Academy Award-winning actor Forest Whitaker had been acting for 25 years before he felt he was really up to the task.

His role as jazz sax player Charlie Parker in 1988's "Bird" won him best actor at the Cannes Film Festival. "I was really proud I'd done it, but I couldn't watch it at first," he said. "I know it sounds crazy, but I think it was 'The Last King of Scotland' that made me say, 'OK, I can do it.' " He won an Oscar for the 2006 film.

The 58-year-old actor, who has essayed everything from tough cops to Desmond Tutu, said he began to lose his zeal for performing about seven years ago. "I stopped being passionate and feeling it the way I wanted to," he said.

"And I just couldn't really create. I wasn't doing good work. I was just working and continued to work hoping and expecting that something might happen; [I was] without joy," he said.

"There was a period of time, five years, when I was just like, 'I'm not doing anything good. What am I doing? Not working the way I want to.' But the last few roles have been rejuvenating for me."

One of those roles is crime boss Bumpy Johnson in Epix's new series "Godfather of Harlem," premiering Sunday. Based on real events, Johnson returns in 1963 after a decade in prison to find his former kingdom in shambles and the Genovese crime family his deadly rivals.

Whitaker, who grew up in Compton, Calif., and attended college on a football scholarship, is now working the way he wants to. His dad, an insurance salesman, transplanted the family from Texas to Los Angeles when he was little. "When my parents first moved to L.A. we moved to south-central L.A.," he said.

"I was about 11 and we didn't have any money. They couldn't get me a nickel allowance, but I didn't really see it that way. I didn't see myself as poor. It was only later I realized that if you can't get a dime to go buy something, then maybe you have financial issues," he said with a laugh.

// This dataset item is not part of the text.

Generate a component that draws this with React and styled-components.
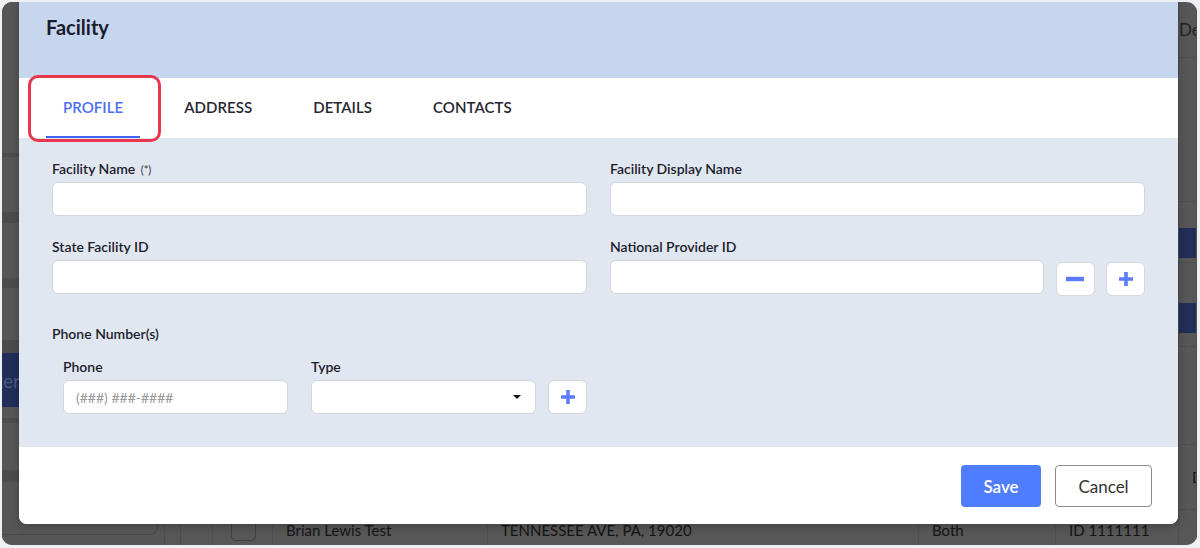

He attended a neighborhood elementary school, but his mom sent him across town to junior high because of the gang activity in Compton. She was a teacher, the mother of four, and had two master's degrees. "I come from a family of preachers or teachers on both sides of my family, so I used to go to church every Sunday," he said.

"And I wasn't sure. So I said to my mom, 'I don't see why I have to believe what you believe; I don't want to go.' My mom said, 'You don't have to believe what I believe, but you have to believe in something.' That was a big change in my life. I think it made me look at things like: What do you believe in? What are you willing to die for? It changed everything. I'll never forget that. I was 9 years old."

Separated from Keisha Nash, his wife of 22 years, Whitaker has four kids, three with her and one stepdaughter.

One thing that has always fascinated him about his work is it enables him to pursue learning. "I like continuing to explore the human condition through these characters that I play," he said.

"I walk in the world, and I'm a student all the time. It's an unusual position to be able to say, 'OK, I'm playing a dictator and I need to go be with his family in the north and talk to the parliamentarian, and I need to go learn this language, or that.' It's unusual. And then to examine what makes them tick, what created them, it expands your awareness of life."